Если вдуматься в слова Сталина, то в них в концентрированном виде выражена готовность идти на самые крайние меры для сохранения тех завоеваний, которые органически связывались с его именем. Здесь для него не было никаких табу, никаких пределов, перед которыми он мог бы остановиться.
Вместе с тем, имеются прямые свидетельства того, что сам вождь хорошо понимал, что жертвами репрессий стали многие невинные люди. Я в качестве доказательства сошлюсь на следующее свидетельство сына А.А. Жданова, взятое из книги его мемуаров. «Анализируя итоги прошедшей войны, в узком кругу членов Политбюро Сталин неожиданно сказал: «Война показала, что в стране не было столько внутренних врагов, как нам докладывали и как мы считали. Многие пострадали напрасно. Народ должен был бы нас за это прогнать. Коленом под зад. Надо покаяться».

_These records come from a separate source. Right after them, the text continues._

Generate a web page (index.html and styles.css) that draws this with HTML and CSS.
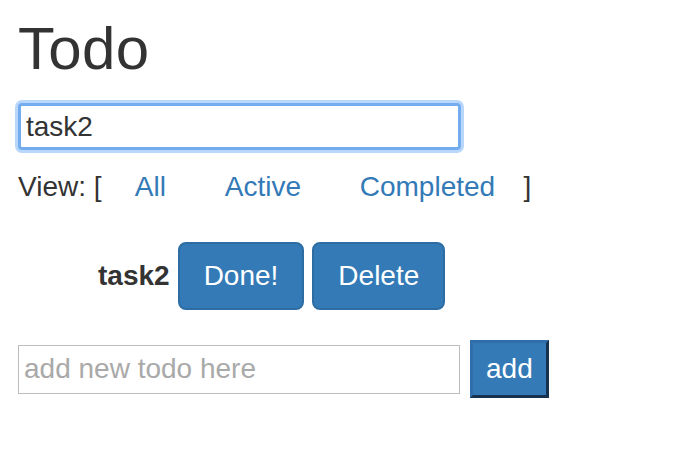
FILE: index.html
```html
<!DOCTYPE html>
<html lang="en">
<head>
<meta charset="utf-8">
<title>Todo</title>
<link rel="stylesheet" href="styles.css">
</head>
<body>
<h1 class="title">Todo</h1>
<input class="search" type="text" value="task2">
<div class="view">View: [ <a class="filter" href="#">All</a> <a class="filter" href="#">Active</a> <a class="filter filter-last" href="#">Completed</a> ]</div>
<ul class="todos">
  <li class="todo">
    <span class="todo-name">task2</span>
    <button class="btn">Done!</button>
    <button class="btn">Delete</button>
  </li>
</ul>
<form class="new-form">
  <input class="new-input" type="text" placeholder="add new todo here">
  <button class="add" type="button">add</button>
</form>
</body>
</html>
```
FILE: styles.css
```css
html, body {
  background: #fff;
}
body {
  margin: 0;
  padding: 17px 18px;
  font-family: "Liberation Sans", Arial, Helvetica, sans-serif;
  font-size: 28px;
  line-height: 40px;
  color: #333;
}
.title {
  margin: 0;
  font-size: 60px;
  line-height: 64px;
  font-weight: normal;
  letter-spacing: 0.3px;
}
.search {
  display: block;
  box-sizing: border-box;
  margin-top: 22px;
  width: 443px;
  height: 47px;
  padding: 0 5px;
  border: 3px solid #74acf0;
  border-radius: 4px;
  box-shadow: 0 0 0 3px #b9d7fb;
  outline: none;
  font-family: inherit;
  font-size: 28px;
  color: #333;
  background: #fff;
}
.view {
  margin-top: 17px;
  line-height: 40px;
}
.filter {
  margin: 0 25.5px;
  color: #337ab7;
  text-decoration: none;
}
.filter-last {
  margin-right: 20.5px;
}
.todos {
  margin: 35px 0 0;
  padding-left: 80px;
  list-style: none;
}
.todo {
  display: flex;
  align-items: baseline;
  gap: 8px;
}
.todo-name {
  font-weight: bold;
}
.btn {
  font-family: inherit;
  font-size: 28px;
  line-height: 40px;
  padding: 12px 24px;
  border: 2px solid #2e6da4;
  border-radius: 8px;
  background: #337ab7;
  color: #fff;
  margin: 0;
}
.new-form {
  display: flex;
  align-items: center;
  gap: 10px;
  margin: 30px 0 0;
}
.new-input {
  box-sizing: border-box;
  width: 442px;
  height: 49px;
  padding: 0 5px;
  border: 1px solid #bdbdbd;
  border-radius: 0;
  outline: none;
  font-family: inherit;
  font-size: 28px;
  color: #333;
  margin: 0;
}
.new-input::placeholder {
  color: #a9a9a9;
}
.add {
  box-sizing: border-box;
  height: 58px;
  padding: 0 13px;
  margin: 0;
  border: 3px solid;
  border-color: #2f6ea8 #17324f #17324f #2f6ea8;
  border-radius: 0;
  background: #337ab7;
  color: #fff;
  font-family: inherit;
  font-size: 28px;
}
```
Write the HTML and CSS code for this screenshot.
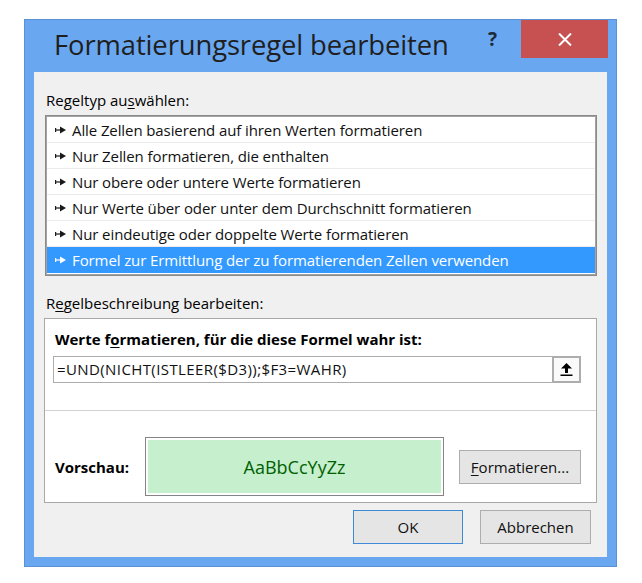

Наступившую тишину нарушил мой отец:
— Мы, вопреки уставу, давно не собирали съезда партии. Надо это сделать и обсудить проблемы нашего развития, нашей истории.
Отца поддержал Н.А. Вознесенский. Остальные промолчали, Сталин махнул рукой:
— Партия… Что партия… Она превратилась в хор псаломщиков, отряд аллилуйщиков… Необходим предварительный глубокий анализ.
Судьбы партии беспокоили Сталина»[25].